This is the entity page showing aggregated messages and images for the named entity.
Gary Cobb Question!
Does anyone know if in fact
Madrella aurantiaca Vayssière, 1902 is a synonym of Madrella sanguinea (Angas, 1864)?
Thanks in advance!
João Pedro Silva Tomorrow I'm going to check some photos here in Portugal which just might be Madrella.
João Pedro Silva Just waiting for the confirmation from Gonçalo Calado and Lucas Cervera...
Gary Cobb Thank you Joao! Look forward to the reply.
João Pedro Silva Confirmed :)
Madrella aurantiaca here in Portugal.
Gary Cobb Thank very much Joao for the check! I will email you my 'missing photos' list from the App.
João Pedro Silva On the next dives I'll be carefully inspecting the large colonies of
Pentapora fascialis (=P. foliacea).
Gary Cobb Wish I could join you!
João Pedro Silva Plenty of time for you to get here, Gary :) I think I'll only be diving on thursday.
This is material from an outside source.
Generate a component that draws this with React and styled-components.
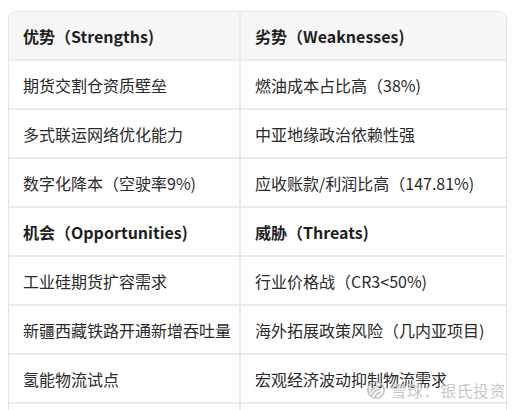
import React from 'react';
import styled, { createGlobalStyle } from 'styled-components';

const GlobalStyle = createGlobalStyle`
  html, body {
    margin: 0;
    padding: 0;
    background: #ffffff;
  }
  body {
    font-family: "Noto Sans CJK SC", "Noto Sans", sans-serif;
    color: #262626;
  }
`;

const Page = styled.div`
  position: relative;
  width: 520px;
  height: 410px;
  overflow: hidden;
  padding: 11px 0 0 8px;
  box-sizing: border-box;
`;

const TableFrame = styled.div`
  width: 499px;
  border: 1px solid #e3e3e3;
  border-radius: 8px;
  overflow: hidden;
  box-sizing: border-box;
`;

const Table = styled.table`
  width: 100%;
  border-collapse: separate;
  border-spacing: 0;
  table-layout: fixed;
`;

const Cell = styled.td`
  height: 47px;
  padding: 0 14px;
  box-sizing: content-box;
  font-size: 16px;
  line-height: 20px;
  white-space: nowrap;
  vertical-align: middle;
  border-bottom: 2px solid #ebebeb;
  font-weight: ${p => (p.$head ? 700 : 400)};
  background: ${p => (p.$shade ? '#f7f7f7' : '#ffffff')};
  color: ${p => (p.$head ? '#1e1e1e' : '#2a2a2a')};

  &:first-child {
    border-right: 2px solid #ebebeb;
  }
`;

const Watermark = styled.div`
  position: absolute;
  right: 14px;
  bottom: 8px;
  display: flex;
  align-items: center;
  gap: 4px;
  font-size: 16px;
  letter-spacing: 0.5px;
  color: rgba(190, 190, 190, 0.85);
  text-shadow: 0 0 1px rgba(255, 255, 255, 0.9);
  pointer-events: none;
`;

const rows = [
  { head: true, shade: true, cells: ['优势（Strengths)', '劣势（Weaknesses)'] },
  { cells: ['期货交割仓资质壁垒', '燃油成本占比高（38%)'] },
  { cells: ['多式联运网络优化能力', '中亚地缘政治依赖性强'] },
  { cells: ['数字化降本（空驶率9%)', '应收账款/利润比高（147.81%)'] },
  { head: true, cells: ['机会（Opportunities)', '威胁（Threats)'] },
  { cells: ['工业硅期货扩容需求', '行业价格战（CR3<50%)'] },
  { cells: ['新疆西藏铁路开通新增吞吐量', '海外拓展政策风险（几内亚项目)'] },
  { cells: ['氢能物流试点', '宏观经济波动抑制物流需求'] },
  { cells: ['', ''] },
];

const SnowLogo = () => (
  <svg width="20" height="20" viewBox="0 0 20 20" fill="none" stroke="rgba(185,185,185,0.9)" strokeWidth="1.6" strokeLinecap="round">
    <circle cx="10" cy="10" r="8.2" />
    <path d="M4.5 12.5c2-4 5-6 9-6.5" />
    <path d="M6 15c2-3.5 4.5-5.5 8-6" />
    <path d="M9 16.5c1.5-2.5 3-3.8 5.5-4.3" />
  </svg>
);

const App = () => (
  <>
    <GlobalStyle />
    <Page>
      <TableFrame>
        <Table>
          <colgroup>
            <col style={{ width: '232px' }} />
            <col />
          </colgroup>
          <tbody>
            {rows.map((r, i) => (
              <tr key={i}>
                {r.cells.map((c, j) => (
                  <Cell key={j} $head={r.head} $shade={r.shade}>
                    {c}
                  </Cell>
                ))}
              </tr>
            ))}
          </tbody>
        </Table>
      </TableFrame>
      <Watermark>
        <SnowLogo />
        <span>雪球：银氏投资</span>
      </Watermark>
    </Page>
  </>
);

export default App;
João Pedro Silva A few dives later... no luck finding it again. :(
Gary Cobb You have to treat them like gold...it's where you find them!
Becky Hitchin Does anyone know why Ross coral is called Ross coral? Who / what / where was Ross?
Chris Whitehead I wonder if it was originally 'Rose Coral'? The colonies do look a lot like rose flower heads.
Ross coral isn't actually a coral of course. it's a colony of bryozoans.
http://tinyurl.com/d396peg
Marco Faasse In French it's "rose de mer", so it's not so strange to think of "Rose Coral" as the original name. Names sometimes show strange behaviour in the course of time.
Becky Hitchin Oh interesting, Marco! That would make sense as nowhere seems to ever mention any connection to a Ross. The colonies could, I suppose, resemble rather wrinkly roses!
Marco Faasse Oh, as an afterthought: this made me think of the Ross worm
Sabellaria spinulosa:http://www.naturalengland.org.uk/ourwork/marine/protectandmanage/mpa/mcz/features/habitats/rosswormreefs.aspx (couldn't access MarLIN now). Again: what/who/where is/was Ross? Here a have no explanation at all ...
Becky Hitchin I know ... that's strange too
David Kipling June RP Ross perhaps?
http://books.google.co.uk/books/about/Bryozoa.html?id=Jl0WAQAAIAAJ&redir_esc=y
George Brown It used to be called Rose coral (petals, etc) but was mispelt in a book (Collins I think) that, unfortunately, has stuck. A few species have suffered in that way.
Andy Horton http://www.facebook.com/groups/WordOrigins/
Andy Horton Plumose = feathery (from memory). In old books there was a transcription error that may have been repeated in a later book.
David Kipling I'm struggling with my new OS have quite vicious autocorrect, which is making tagging FB pics with latin names fun at times. Elegans >> elegant and so on.
George Brown Dawn, exactly. Which is why I always try and use the scientific name. It can also tell so much about the creature you are looking at. And this coming from someone who proudly achieved 7% in a latin exam in school!
David Kipling Ciona intestinalis ... looks like an intestine, tick.
Coryphella browni is more redi than browni though ...
George Brown Yes, it's named after Greg Brown, one of a small group of folk that brought the world of nudibranchs to the attention of us mere divers. Greg blended art with science in British Opisthobranch Molluscs published in 1976.
David Kipling Yes, I know ;) The book you mention - is that the same as the 2-vol 'biology of opisthobranch molluscs' I have sitting here? (ie the Ray Soc volumes). That's Thompson and Brown. Wouldn't want to think I'm missing a uk nudi volume somewhere!
George Brown No. This is Synopsis of the British Fauna No.8, British Opisthobranch Molluscs, Thompson and Brown, 1976, for The Linnean Society of London, ISBN: 0-12-689350-0. The drawings are black and white but a friend of mine has coloured in the plates on her copy. Beautiful. I last dived with Greg some time in the 70's. On a Nudibranch expedition to Kerrera, by Oban. With Keith Hiscock!
Becky Hitchin Now I want to hunt out a book showing Pentapora as Rose Coral. I got out my 1958 Collins, but no mention of it in there
Becky Hitchin It is? I blame Dawn for this new piece of information!
Douglas Herdson I am glad to see people still using the familiar "Ross Coral". I had been told we now had to used "Potato Crisp Bryozoan".
David Kipling Pringle bryozoan fits though, and is a better match to the shape ;)
Becky Hitchin I don't know what strange Pringles you eat! :P
David Kipling Well they have that curve to them that remind me of Pentapora's curves. MCS should start to do "product placement" in its field guides and earn a few extra £££!
Becky Hitchin Haven't they done enough of that this weekend?!
David Kipling Dawn ... it's
Pentapora fascialis in Hayward and Ryland (1995). When did the official change from P. foliacea take place?